§ SOURCE MATERIAL
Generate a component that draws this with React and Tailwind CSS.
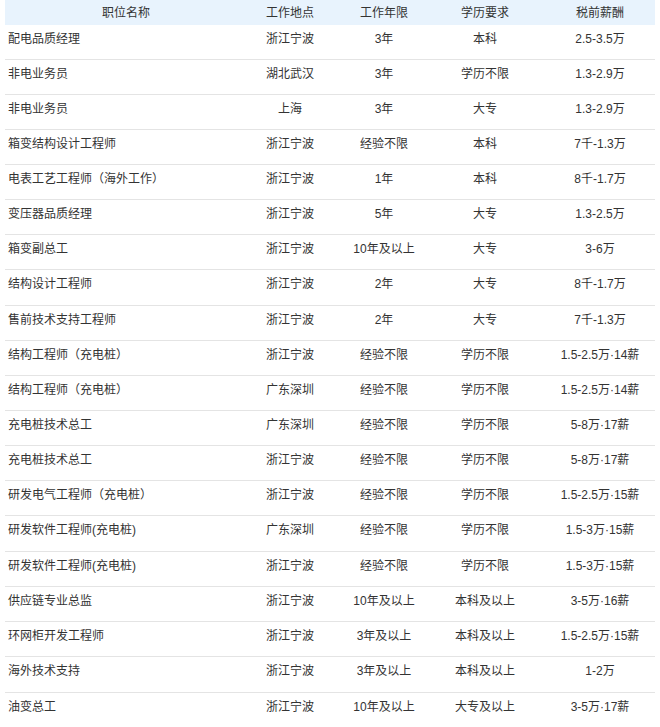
import React from "react";

const rows = [
  ["配电品质经理", "浙江宁波", "3年", "本科", "2.5-3.5万"],
  ["非电业务员", "湖北武汉", "3年", "学历不限", "1.3-2.9万"],
  ["非电业务员", "上海", "3年", "大专", "1.3-2.9万"],
  ["箱变结构设计工程师", "浙江宁波", "经验不限", "本科", "7千-1.3万"],
  ["电表工艺工程师（海外工作）", "浙江宁波", "1年", "本科", "8千-1.7万"],
  ["变压器品质经理", "浙江宁波", "5年", "大专", "1.3-2.5万"],
  ["箱变副总工", "浙江宁波", "10年及以上", "大专", "3-6万"],
  ["结构设计工程师", "浙江宁波", "2年", "大专", "8千-1.7万"],
  ["售前技术支持工程师", "浙江宁波", "2年", "大专", "7千-1.3万"],
  ["结构工程师（充电桩）", "浙江宁波", "经验不限", "学历不限", "1.5-2.5万·14薪"],
  ["结构工程师（充电桩）", "广东深圳", "经验不限", "学历不限", "1.5-2.5万·14薪"],
  ["充电桩技术总工", "广东深圳", "经验不限", "学历不限", "5-8万·17薪"],
  ["充电桩技术总工", "浙江宁波", "经验不限", "学历不限", "5-8万·17薪"],
  ["研发电气工程师（充电桩）", "浙江宁波", "经验不限", "学历不限", "1.5-2.5万·15薪"],
  ["研发软件工程师(充电桩)", "广东深圳", "经验不限", "学历不限", "1.5-3万·15薪"],
  ["研发软件工程师(充电桩)", "浙江宁波", "经验不限", "学历不限", "1.5-3万·15薪"],
  ["供应链专业总监", "浙江宁波", "10年及以上", "本科及以上", "3-5万·16薪"],
  ["环网柜开发工程师", "浙江宁波", "3年及以上", "本科及以上", "1.5-2.5万·15薪"],
  ["海外技术支持", "浙江宁波", "3年及以上", "本科及以上", "1-2万"],
  ["油变总工", "浙江宁波", "10年及以上", "大专及以上", "3-5万·17薪"],
];

const grid = "grid grid-cols-[242px_86px_102px_100px_120px]";
const tall = new Set([7, 14, 18]);

export default function App() {
  return (
    <div
      className="w-[660px] h-[727px] overflow-hidden bg-white text-[12px] text-[#333]"
      style={{ fontFamily: '"Liberation Sans", "Noto Sans CJK SC", sans-serif' }}
    >
      <div className="ml-[5px] w-[650px]">
        <div className={`${grid} h-[25px] items-center bg-[#e8f3fd] leading-[14px]`}>
          <div className="text-center">职位名称</div>
          <div className="text-center">工作地点</div>
          <div className="text-center">工作年限</div>
          <div className="text-center">学历要求</div>
          <div className="text-center pl-[10px]">税前薪酬</div>
        </div>
        {rows.map((r, i) => (
          <div
            key={i}
            className={`${grid} ${tall.has(i) ? "h-[36px]" : "h-[35px]"} border-b border-[#e4e4e4] pt-[7px] leading-[14px]`}
          >
            <div className="pl-[3px] whitespace-nowrap">{r[0]}</div>
            <div className="text-center">{r[1]}</div>
            <div className="text-center">{r[2]}</div>
            <div className="text-center">{r[3]}</div>
            <div className="text-center pl-[10px]">{r[4]}</div>
          </div>
        ))}
      </div>
    </div>
  );
}
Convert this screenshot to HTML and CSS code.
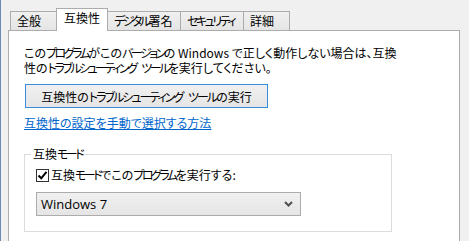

§ YOUR OBJECTIVE
Copy out every line with the word "React".

§ OUTPUT FOR THIS EXERCISE
Generate a component that draws this with React and Tailwind CSS.
import React from "react";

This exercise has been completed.